By Aaron Hector, Doherty & Bryant Financial Strategists Inc.

Special to the Financial Independence Hub

The purpose of this article is to show you how to think outside the box and use an RESP [Registered Education Savings Plan) in ways that you may not have previously considered. But before we get to that, let’s look at the basics.

How does an RESP work?

To help you save for your child’s post secondary education, the government provides a 20% match by way of the Canada Education Savings Grant (CESG). The CESG matching is subject to both annual and lifetime maximums.  Specifically, on your first $2,500 of contributions each year, you’ll receive $500 in grant money, to a maximum of $7,200 in lifetime grants per child. To illustrate over time, if you contribute $2,500 per year, you will max out the grants available to you in 15 years (14 years at $2,500 + 1 year at $1,000, with a 20% match = $7,200).

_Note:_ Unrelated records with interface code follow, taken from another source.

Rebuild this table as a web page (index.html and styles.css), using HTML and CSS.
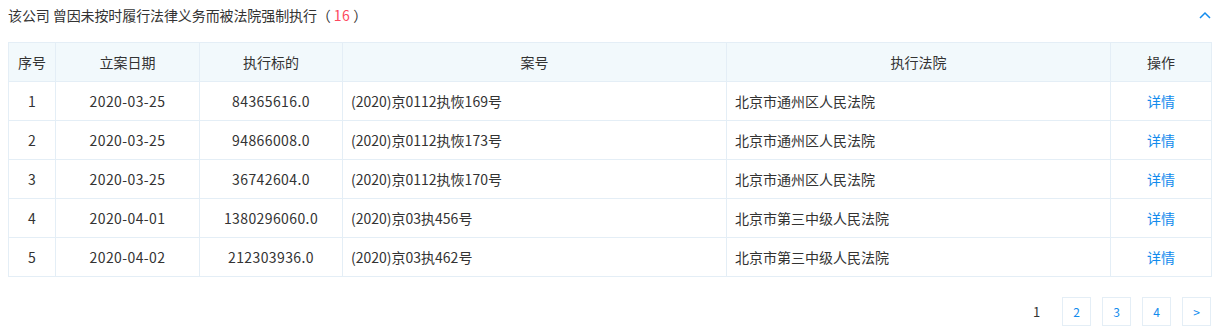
FILE: index.html
```html
<!DOCTYPE html>
<html lang="zh">
<head>
<meta charset="utf-8">
<link rel="stylesheet" href="styles.css">
</head>
<body>
<div class="panel">
  <div class="title-bar">
    <div class="title">该公司 曾因未按时履行法律义务而被法院强制执行（ <span class="count">16</span> ）</div>
    <svg class="chev" width="14" height="10" viewBox="0 0 14 10"><path d="M2 8 L7 3 L12 8" fill="none" stroke="#128bed" stroke-width="1.5"/></svg>
  </div>
  <table class="grid">
    <colgroup>
      <col class="c1"><col class="c2"><col class="c3"><col class="c4"><col class="c5"><col class="c6">
    </colgroup>
    <thead>
      <tr><th>序号</th><th>立案日期</th><th>执行标的</th><th>案号</th><th>执行法院</th><th>操作</th></tr>
    </thead>
    <tbody>
      <tr><td class="ctr">1</td><td class="ctr num">2020-03-25</td><td class="ctr num">84365616.0</td><td>(2020)京0112执恢169号</td><td>北京市通州区人民法院</td><td class="ctr"><a class="link">详情</a></td></tr>
      <tr><td class="ctr">2</td><td class="ctr num">2020-03-25</td><td class="ctr num">94866008.0</td><td>(2020)京0112执恢173号</td><td>北京市通州区人民法院</td><td class="ctr"><a class="link">详情</a></td></tr>
      <tr><td class="ctr">3</td><td class="ctr num">2020-03-25</td><td class="ctr num">36742604.0</td><td>(2020)京0112执恢170号</td><td>北京市通州区人民法院</td><td class="ctr"><a class="link">详情</a></td></tr>
      <tr><td class="ctr">4</td><td class="ctr num">2020-04-01</td><td class="ctr num">1380296060.0</td><td>(2020)京03执456号</td><td>北京市第三中级人民法院</td><td class="ctr"><a class="link">详情</a></td></tr>
      <tr><td class="ctr">5</td><td class="ctr num">2020-04-02</td><td class="ctr num">212303936.0</td><td>(2020)京03执462号</td><td>北京市第三中级人民法院</td><td class="ctr"><a class="link">详情</a></td></tr>
    </tbody>
  </table>
  <div class="pager">
    <span class="page current">1</span>
    <span class="page box">2</span>
    <span class="page box">3</span>
    <span class="page box">4</span>
    <span class="page box">&gt;</span>
  </div>
</div>
</body>
</html>
```
FILE: styles.css
```css
html, body {
  margin: 0;
  padding: 0;
  background: #fff;
}
body {
  font-family: "Microsoft YaHei", "Noto Sans CJK SC", "Noto Sans", sans-serif;
  font-size: 14px;
  color: #333;
}
.panel {
  padding: 0 14px 0 8px;
  width: 1203px;
}
.title-bar {
  display: flex;
  align-items: center;
  justify-content: space-between;
  height: 30px;
  margin-bottom: 12px;
}
.title {
  font-size: 14px;
  color: #333;
  letter-spacing: -0.1px;
}
.count {
  color: #fd485e;
  letter-spacing: 0.4px;
}
.chev {
  margin-right: -1px;
}
.grid {
  width: 1203px;
  border-collapse: collapse;
  table-layout: fixed;
}
.c1 { width: 47px; }
.c2 { width: 144px; }
.c3 { width: 143px; }
.c4 { width: 384px; }
.c5 { width: 384px; }
.c6 { width: 101px; }
.grid th, .grid td {
  border: 1px solid #e4eef6;
  height: 38px;
  padding: 0 8px;
  font-weight: normal;
  text-align: left;
  white-space: nowrap;
}
.grid th {
  background: #f2f9fc;
  text-align: center;
}
.grid td.ctr {
  text-align: center;
}
.grid td.num {
  letter-spacing: 0.4px;
}
.link {
  color: #128bed;
  text-decoration: none;
}
.pager {
  display: flex;
  justify-content: flex-end;
  align-items: center;
  gap: 11px;
  margin-top: 20px;
}
.page {
  width: 29px;
  height: 29px;
  box-sizing: border-box;
  display: flex;
  align-items: center;
  justify-content: center;
  font-size: 13px;
}
.page.current {
  color: #333;
}
.page.box {
  border: 1px solid #e4eef6;
  color: #128bed;
  font-size: 12px;
}
```
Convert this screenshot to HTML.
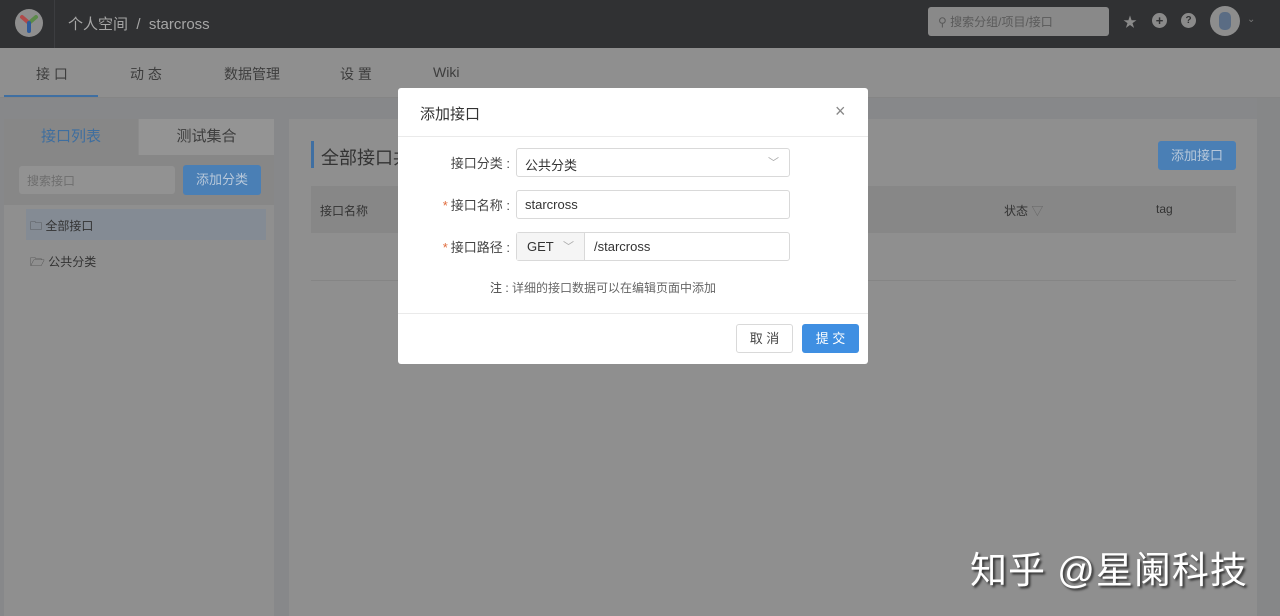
<!DOCTYPE html>
<html><head><meta charset="utf-8"><style>
*{box-sizing:border-box;margin:0;padding:0}
body{width:1280px;height:616px;overflow:hidden;background:#87888a;font-family:"Liberation Sans","Noto Sans CJK SC",sans-serif;font-size:13px;color:#3a3a3a;position:relative}
.abs{position:absolute}
.hdr{left:0;top:0;width:1280px;height:48px;background:#303133}
.nav{left:0;top:48px;width:1280px;height:50px;background:#8f8f8f;border-bottom:1px solid #858585}
.nav span{position:absolute;top:16px;font-size:14px;color:#3d3d3d}
.btn{background:#4a7fb5;color:#b8c8da;border-radius:3px;font-size:13px;text-align:center}
.dlg{left:398px;top:88px;width:470px;height:276px;background:#fff;border-radius:3px}
.lbl{position:absolute;width:112px;text-align:right;font-size:13px;color:#444}
.lbl b{color:#e06b3c;font-weight:normal;margin-right:3px}
.inp{position:absolute;left:118px;width:274px;height:29px;border:1px solid #d9d9d9;border-radius:3px;font-size:13px;padding:6px 8px;color:#333}
</style></head><body>
<div class="abs hdr">
 <div class="abs" style="left:54px;top:0;width:1px;height:48px;background:#3c3d40"></div>
 <svg class="abs" style="left:14px;top:8px" width="30" height="30" viewBox="0 0 30 30"><circle cx="15" cy="15" r="14" fill="#8e8e8e"/><path d="M8 9 L15 15" stroke="#b04a4a" stroke-width="4" stroke-linecap="round"/><path d="M22 9 L15 15" stroke="#5c8a4a" stroke-width="4" stroke-linecap="round"/><path d="M15 15 L15 23" stroke="#2e5a9a" stroke-width="4" stroke-linecap="round"/></svg>
 <div class="abs" style="left:68px;top:13px;font-size:15px;color:#a6a6a6">个人空间 &nbsp;/&nbsp; starcross</div>
 <div class="abs" style="left:928px;top:7px;width:181px;height:29px;background:#898989;border-radius:3px"></div>
 <div class="abs" style="left:938px;top:13px;font-size:12px;color:#5a5a5a">⚲ 搜索分组/项目/接口</div>
 <div class="abs" style="left:1123px;top:12px;font-size:14px;color:#8a8a8a">★</div>
 <div class="abs" style="left:1152px;top:13px;width:15px;height:15px;border-radius:50%;background:#8a8a8a;color:#303133;font-size:13px;line-height:15px;text-align:center;font-weight:bold">+</div>
 <div class="abs" style="left:1181px;top:13px;width:15px;height:15px;border-radius:50%;background:#8a8a8a;color:#303133;font-size:10px;line-height:15px;text-align:center;font-weight:bold">?</div>
 <div class="abs" style="left:1210px;top:6px;width:30px;height:30px;border-radius:50%;background:#8d8d8d"><div class="abs" style="left:9px;top:6px;width:12px;height:18px;background:#5a6c84;border-radius:5px"></div></div>
 <div class="abs" style="left:1247px;top:14px;font-size:10px;color:#777">⌄</div>
</div>
<div class="abs nav">
 <span style="left:36px">接 口</span><span style="left:130px">动 态</span><span style="left:224px">数据管理</span><span style="left:340px">设 置</span><span style="left:433px">Wiki</span>
 <div class="abs" style="left:4px;top:47px;width:94px;height:2px;background:#3f6fa2"></div>
</div>
<div class="abs" style="left:4px;top:119px;width:270px;height:497px;background:#8c8c8c"></div>
<div class="abs" style="left:4px;top:119px;width:134px;height:36px;background:#878787;color:#3e6e9f;font-size:15px;text-align:center;line-height:36px">接口列表</div>
<div class="abs" style="left:139px;top:119px;width:135px;height:36px;background:#949494;color:#3d3d3d;font-size:15px;text-align:center;line-height:36px">测试集合</div>
<div class="abs" style="left:4px;top:155px;width:270px;height:50px;background:#878787"></div>
<div class="abs" style="left:19px;top:166px;width:156px;height:28px;background:#929292;border-radius:3px;color:#6e6e6e;font-size:12px;padding:6px 8px">搜索接口</div>
<div class="abs btn" style="left:183px;top:165px;width:78px;height:30px;line-height:30px">添加分类</div>
<div class="abs" style="left:4px;top:205px;width:270px;height:411px;background:#8f8f8f"></div>
<div class="abs" style="left:26px;top:209px;width:240px;height:31px;background:#848b94"></div>
<div class="abs" style="left:30px;top:217px;font-size:12px;color:#333">🗀 全部接口</div>
<div class="abs" style="left:30px;top:253px;font-size:12px;color:#333">🗁 公共分类</div>
<div class="abs" style="left:289px;top:119px;width:968px;height:497px;background:#8f8f8f"></div>
<div class="abs" style="left:1257px;top:98px;width:23px;height:518px;background:#868788"></div>
<div class="abs" style="left:311px;top:141px;width:3px;height:27px;background:#3f6fa2"></div>
<div class="abs" style="left:321px;top:144px;font-size:18px;color:#333">全部接口共</div>
<div class="abs btn" style="left:1158px;top:141px;width:78px;height:29px;line-height:29px">添加接口</div>
<div class="abs" style="left:311px;top:186px;width:925px;height:47px;background:#878787"></div>
<div class="abs" style="left:320px;top:202px;font-size:12px;color:#333">接口名称</div>
<div class="abs" style="left:1004px;top:202px;font-size:12px;color:#333">状态 <span style="color:#666">▽</span></div>
<div class="abs" style="left:1156px;top:202px;font-size:12px;color:#333">tag</div>
<div class="abs" style="left:311px;top:280px;width:925px;height:1px;background:#858585"></div>
<div class="abs" style="left:970px;top:540px;font-size:37px;color:#fff;text-shadow:2px 2px 2px #333;letter-spacing:1px">知乎 @星阑科技</div>

<div class="abs dlg">
 <div class="abs" style="left:22px;top:15px;font-size:15px;color:#333">添加接口</div>
 <div class="abs" style="left:437px;top:13px;font-size:18px;color:#888">×</div>
 <div class="abs" style="left:0;top:48px;width:470px;height:1px;background:#eaeaea"></div>
 <div class="lbl" style="top:65px">接口分类 :</div>
 <div class="inp" style="top:60px">公共分类<span style="position:absolute;right:10px;top:5px;color:#aaa;font-size:11px">﹀</span></div>
 <div class="lbl" style="top:107px"><b>*</b>接口名称 :</div>
 <div class="inp" style="top:102px">starcross</div>
 <div class="lbl" style="top:149px"><b>*</b>接口路径 :</div>
 <div class="inp" style="top:144px;padding:0">
  <div class="abs" style="left:0;top:0;width:68px;height:27px;background:#f5f5f5;border-right:1px solid #d9d9d9;padding:6px 10px">GET<span style="position:absolute;right:10px;top:5px;color:#aaa;font-size:11px">﹀</span></div>
  <div class="abs" style="left:77px;top:6px">/starcross</div>
 </div>
 <div class="abs" style="left:92px;top:191px;font-size:12px;color:#666"><span style="color:#444">注 :</span> 详细的接口数据可以在编辑页面中添加</div>
 <div class="abs" style="left:0;top:225px;width:470px;height:1px;background:#eaeaea"></div>
 <div class="abs" style="left:338px;top:236px;width:57px;height:29px;border:1px solid #d9d9d9;border-radius:3px;text-align:center;line-height:27px;color:#444">取 消</div>
 <div class="abs" style="left:404px;top:236px;width:57px;height:29px;background:#3f8fe2;border-radius:3px;text-align:center;line-height:29px;color:#fff">提 交</div>
</div>
</body></html>
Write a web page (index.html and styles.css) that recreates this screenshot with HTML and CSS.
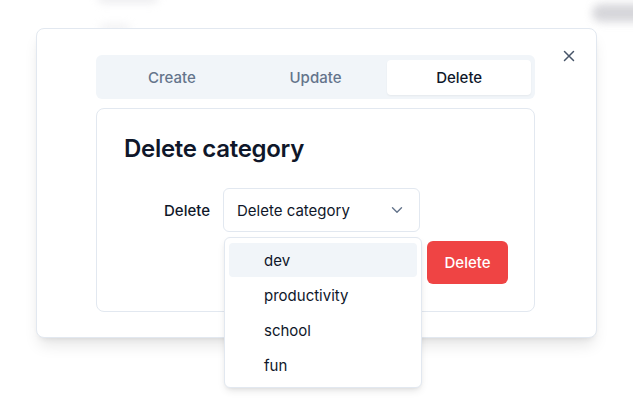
FILE: index.html
```html
<!DOCTYPE html>
<html>
<head>
<meta charset="utf-8">
<link rel="stylesheet" href="styles.css">
</head>
<body>
<div class="backdrop">
  <div class="ghost ghost-text"></div>
  <div class="ghost ghost-small"></div>
  <div class="ghost ghost-pill"></div>
</div>
<div class="modal">
  <button class="close" aria-label="Close">
    <svg width="12" height="12" viewBox="0 0 12 12"><path d="M1.5 1.5L10.5 10.5M10.5 1.5L1.5 10.5" stroke="#475569" stroke-width="1.5" stroke-linecap="round"/></svg>
  </button>
  <div class="tabs">
    <div class="tab">Create</div>
    <div class="tab">Update</div>
    <div class="tab active">Delete</div>
  </div>
  <div class="card">
    <h2 class="title">Delete category</h2>
    <div class="row">
      <label class="label">Delete</label>
      <div class="select-wrap">
        <div class="select">
          <span>Delete category</span>
          <svg width="12" height="8" viewBox="0 0 12 8"><path d="M1.5 1.8L6 6.2L10.5 1.8" fill="none" stroke="#64748b" stroke-width="1.4" stroke-linecap="round" stroke-linejoin="round"/></svg>
        </div>
        <div class="menu">
          <div class="item hl">dev</div>
          <div class="item">productivity</div>
          <div class="item">school</div>
          <div class="item">fun</div>
        </div>
      </div>
    </div>
    <div class="actions">
      <button class="danger">Delete</button>
    </div>
  </div>
</div>
</body>
</html>
```

FILE: styles.css
```css
* { box-sizing: border-box; }
html, body { margin: 0; padding: 0; }
body {
  width: 633px;
  height: 410px;
  overflow: hidden;
  background: #ffffff;
  font-family: Inter, "Noto Sans", sans-serif;
  color: #0f172a;
  position: relative;
  padding: 28px 0 0 36px;
}
.backdrop { position: absolute; inset: 0; z-index: 0; }
.ghost { position: absolute; background: #d9d9de; filter: blur(4px); border-radius: 10px; }
.ghost-text { left: 98px; top: -6px; width: 60px; height: 9px; opacity: 0.5; }
.ghost-small { left: 100px; top: 24px; width: 30px; height: 8px; opacity: 0.35; }
.ghost-pill { left: 592px; top: 4px; width: 60px; height: 18px; opacity: 0.85; background: #cfcfd4; }

.modal {
  position: relative;
  z-index: 1;
  width: 561px;
  height: 310px;
  background: #fff;
  border: 1px solid #e2e8f0;
  border-radius: 8px;
  box-shadow: 0 10px 15px -3px rgba(0,0,0,0.1), 0 4px 6px -4px rgba(0,0,0,0.1);
  padding: 26px 61px 0 59px;
}
.close {
  position: absolute;
  top: 20px;
  right: 20px;
  width: 14px;
  height: 14px;
  padding: 0;
  border: 0;
  background: none;
  display: flex;
  align-items: center;
  justify-content: center;
}
.tabs {
  display: grid;
  grid-template-columns: 1fr 1fr 1fr;
  height: 44px;
  padding: 5px 4px 4px 4px;
  background: #f1f5f9;
  border-radius: 6px;
}
.tab {
  display: flex;
  align-items: center;
  justify-content: center;
  font-size: 15px;
  font-weight: 500;
  color: #64748b;
  border-radius: 4px;
}
.tab.active {
  background: #fff;
  color: #0f172a;
  box-shadow: 0 1px 2px rgba(0,0,0,0.05);
}
.card {
  margin-top: 9px;
  height: 204px;
  border: 1px solid #e2e8f0;
  border-radius: 8px;
  padding: 24px 26px 0 27px;
}
.title {
  margin: 0;
  font-size: 24px;
  line-height: 32px;
  font-weight: 600;
  letter-spacing: -0.3px;
  color: #0f172a;
}
.row {
  display: flex;
  align-items: center;
  gap: 13px;
  margin-top: 23px;
}
.label {
  width: 86px;
  text-align: right;
  font-size: 15px;
  font-weight: 500;
  color: #0f172a;
}
.select-wrap { position: relative; }
.select {
  width: 197px;
  height: 44px;
  border: 1px solid #e2e8f0;
  border-radius: 6px;
  display: flex;
  align-items: center;
  justify-content: space-between;
  padding: 0 16px 0 13px;
  font-size: 15px;
  color: #0f172a;
}
.menu {
  position: absolute;
  left: 1px;
  top: 49px;
  width: 198px;
  background: #fff;
  border: 1px solid #e2e8f0;
  border-radius: 6px;
  padding: 5px 4px 4px 4px;
  box-shadow: 0 4px 8px -2px rgba(0,0,0,0.12), 0 2px 4px -2px rgba(0,0,0,0.08);
  z-index: 5;
}
.item {
  height: 35px;
  display: flex;
  align-items: center;
  padding-left: 35px;
  font-size: 15px;
  color: #0f172a;
  border-radius: 4px;
}
.item.hl { background: #f1f5f9; height: 34px; margin-bottom: 1px; }
.actions {
  display: flex;
  justify-content: flex-end;
  margin-top: 9px;
}
.danger {
  width: 81px;
  height: 43px;
  border: 0;
  border-radius: 6px;
  background: #ef4444;
  color: #fff;
  font-family: inherit;
  font-size: 15px;
  font-weight: 500;
}
```
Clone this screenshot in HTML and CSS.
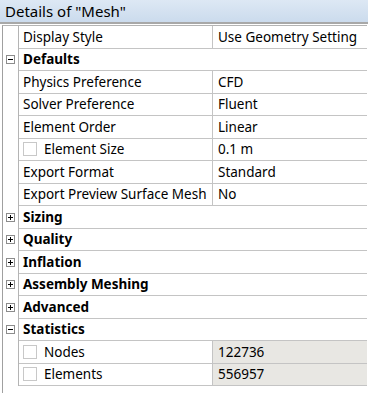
FILE: index.html
```html
<!DOCTYPE html>
<html lang="en">
<head>
<meta charset="UTF-8" />
<title>Details of "Mesh"</title>
<link rel="stylesheet" href="styles.css">
</head>
<body>

<div class="panel">
  <div class="title">Details of "Mesh"</div>
  <div class="grid">
    <div class="row">
      <div class="gutter"></div>
      <div class="name">Display Style</div>
      <div class="value">Use Geometry Setting</div>
    </div>
    <div class="row group">
      <div class="gutter"><span class="toggle"></span></div>
      <div class="name">Defaults</div>
    </div>
    <div class="row">
      <div class="gutter"></div>
      <div class="name">Physics Preference</div>
      <div class="value">CFD</div>
    </div>
    <div class="row">
      <div class="gutter"></div>
      <div class="name">Solver Preference</div>
      <div class="value">Fluent</div>
    </div>
    <div class="row">
      <div class="gutter"></div>
      <div class="name">Element Order</div>
      <div class="value">Linear</div>
    </div>
    <div class="row">
      <div class="gutter"></div>
      <div class="name"><span class="check"></span>Element Size</div>
      <div class="value">0.1 m</div>
    </div>
    <div class="row">
      <div class="gutter"></div>
      <div class="name">Export Format</div>
      <div class="value">Standard</div>
    </div>
    <div class="row">
      <div class="gutter"></div>
      <div class="name">Export Preview Surface Mesh</div>
      <div class="value">No</div>
    </div>
    <div class="row group">
      <div class="gutter"><span class="toggle closed"></span></div>
      <div class="name">Sizing</div>
    </div>
    <div class="row group">
      <div class="gutter"><span class="toggle closed"></span></div>
      <div class="name">Quality</div>
    </div>
    <div class="row group">
      <div class="gutter"><span class="toggle closed"></span></div>
      <div class="name">Inflation</div>
    </div>
    <div class="row group">
      <div class="gutter"><span class="toggle closed"></span></div>
      <div class="name">Assembly Meshing</div>
    </div>
    <div class="row group">
      <div class="gutter"><span class="toggle closed"></span></div>
      <div class="name">Advanced</div>
    </div>
    <div class="row group">
      <div class="gutter"><span class="toggle"></span></div>
      <div class="name">Statistics</div>
    </div>
    <div class="row">
      <div class="gutter"></div>
      <div class="name"><span class="check"></span>Nodes</div>
      <div class="value readonly">122736</div>
    </div>
    <div class="row">
      <div class="gutter"></div>
      <div class="name"><span class="check"></span>Elements</div>
      <div class="value readonly">556957</div>
    </div>
  </div>
</div>

</body>
</html>
```

FILE: styles.css
```css
body {
  margin: 0;
  background: #fff;
  font-family: 'Noto Sans', sans-serif;
  font-size: 13.5px;
  color: #000;
}
.panel {
  width: 368px;
  height: 393px;
  overflow: hidden;
}
.title {
  height: 24px;
  line-height: 23px;
  padding-left: 5px;
  font-size: 15px;
  background: linear-gradient(to bottom, #dde8f4, #cbdbed);
  border-bottom: 2px solid #a8a8a8;
  box-sizing: border-box;
}
.grid {
  margin-left: 2px;
  width: 364px;
  border-left: 1px solid #a0a0a0;
  border-top: 1px solid #b4b4b4;
  margin-top: 1px;
  padding-bottom: 8px;
}
.row {
  display: flex;
  height: 22.5px;
}
.gutter {
  width: 15px;
  flex: none;
  border-right: 1px solid #b4b4b4;
  display: flex;
  align-items: center;
  justify-content: center;
}
.name, .value {
  border-bottom: 1px solid #c4c4c4;
  display: flex;
  align-items: center;
  padding-left: 4px;
  white-space: nowrap;
  overflow: hidden;
  box-sizing: border-box;
}
.name {
  width: 194px;
  flex: none;
  border-right: 1px solid #c4c4c4;
}
.value {
  flex: 1;
  padding-left: 5px;
}
.value.readonly {
  background: #e8e7e3;
}
.group .name {
  flex: 1;
  border-right: none;
  font-weight: bold;
}

/* expand / collapse box */
.toggle {
  position: relative;
  width: 9px;
  height: 9px;
  border: 1px solid #8c8c8c;
  box-sizing: border-box;
  background: #fff;
}
.toggle::before {
  content: "";
  position: absolute;
  left: 1px;
  top: 3px;
  width: 5px;
  height: 1px;
  background: #000;
}
.toggle.closed::after {
  content: "";
  position: absolute;
  left: 3px;
  top: 1px;
  width: 1px;
  height: 5px;
  background: #000;
}
.check {
  width: 12px;
  height: 12px;
  border: 1px solid #c8c8c8;
  margin-right: 7px;
  background: #fff;
}
```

If you don’t start making contributions when your child is born, or if there’s a lapse in contribution installments, you are able to ‘reach back’ and receive grants for previous years. You can reach back one year at a time. Therefore, you could consider a contribution of up to $5,000 this year if you missed making a contribution last year, or any year prior, and that would net you a CESG of $1,000 in total- $500 for the current year grant, and $500 for a prior year grant. The carryforward of unused CESG accumulates for every year including the year of birth, regardless of whether you have actually opened an RESP account.